Shrieks echoed in the distance. He shut his eyes – useless anyway. The further he reached out his hand the less composed he felt. Cursing, he tried to move, but an explosion behind him glued him back to the wall. Beads of sweat rolled over his forehead. Feeling around his chest he reached into a pocket and planted his biotic field. Viscous yellow coursed through his body, providing some security. He would not die cowering and blind. Swallowing hard, he stood up and took a careful step, stumbling as the field's effects weakened.

The world was that of noise and pitch black, and he wanted out of it.

Another man who appeared in black wisps of smoke wanted to take him out of it as well.

The wraith materialized, and the air grew colder inside the room. With one spiked finger on the trigger of his shotgun, Reaper cracked his neck to the side. He lifted his arm, aiming at the base of the old soldier's head. I should have done this in Switzerland, Morrison. But then you didn't have the courtesy to turn around and stand still. Behind his mask a rotten, decomposing grin split his expression in two. Jack Morrison's heavy footfalls trudged across the dark room, unaware of the deadly presence behind him. A grim, malicious chuckle was muffled by a blast from the outside.

Morrison, startled by the noise, grabbed his pulse rifle and turned, his forehead a sliver away from the barrel of Reaper's weapon. He held his rifle up, his teeth gritting as he continued to sweat. "Come on out, scumbag!" He called out in a gravely voice. "I know you're in here somewhere!"

It was then that the unthinkable happened. Reaper looked at his target's face and lowered the shotgun, the grin flattening behind his mask of ivory white.

Scars marred Morrison's face; dark pink creases within an already worn and wrinkled surface. His was a face of a soldier; never knowing of backing down from a battle, and engaging in every fight until he was at the brink of death or beyond. It was one think everybody could envy Jack Morrison on. After what he had seen, what he had been through… no other man could come out of that Hell with only scars to show for it. Thinning, matted hair flung in all directions, disheveled, and his forehead shone with a mixture of sweat and grease. Yet Reaper was only fixated on the man's eyes.
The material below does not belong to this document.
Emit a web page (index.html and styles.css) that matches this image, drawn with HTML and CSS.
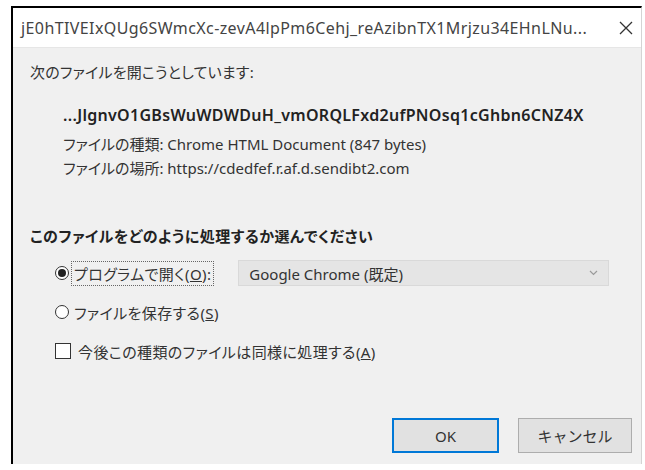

They were a ghost's eyes. The same shade of blue as the Indiana rural sky, but they looked unfocused, through him, and onto a battle beyond the realm of human imagination. Dull, glassy, sightless eyes. The soldier's breathing was hard and loud, overpowering the mayhem behind them. And at that moment, it was no longer the wraith stalking the man. The wraith stood, motionless, lest the man would catch it.

Morrison's brow creased; deep furrows plowed by age and stress. He lowered his arms, listened around, and cursed before he turned away. With a hand on the wall, he made his way across his safe room, cursing as he could no longer feel the healing of his biotic field.

It was at that moment that Reaper witnessed a curved red tablet, kicked into a corner, below an upturned writing desk. His gaze returned to Morrison, then the visor again.

A strip of plastic, it looked like. The sort he saw on kids' toys. He assumed Morrison used them for targeting, as some aimbot while they fought. The thought of the greatest human soldier completely relying on them to see filled Reaper's mind with ideas. He could grab it and crush it, stomp it out, take out the menace which cost him his job, his life, his body, once and for all. It would have been so easy to make him suffer. One shot in the arm to make him hurt, keep him alive long enough to hear the breaking, cracking of his enhancements. He would only kill him after he pleaded for death – begged for it! It would have been so easy… so, so fucking easy.

When was the last time he did anything the easy way?

He sighed.

Morrison felt a rush of air punch his face. With one hand he caught the object flying at him, ready to cast it away. His fingers traced the familiar grooves, the indents and creases. Blank pupils widened as he lifted the visor up to test the weight. He put it on, and the world became a mess of color again. Red weapons discarded, red bodies lying on furniture destroyed by gunfire, and a red wisp of smoke in the distance, accompanied by a post-explosion ringing.

He looked around to see who tossed him his visor, and saw nobody.

"… thanks."

He cocked his rifle and went back into the fray.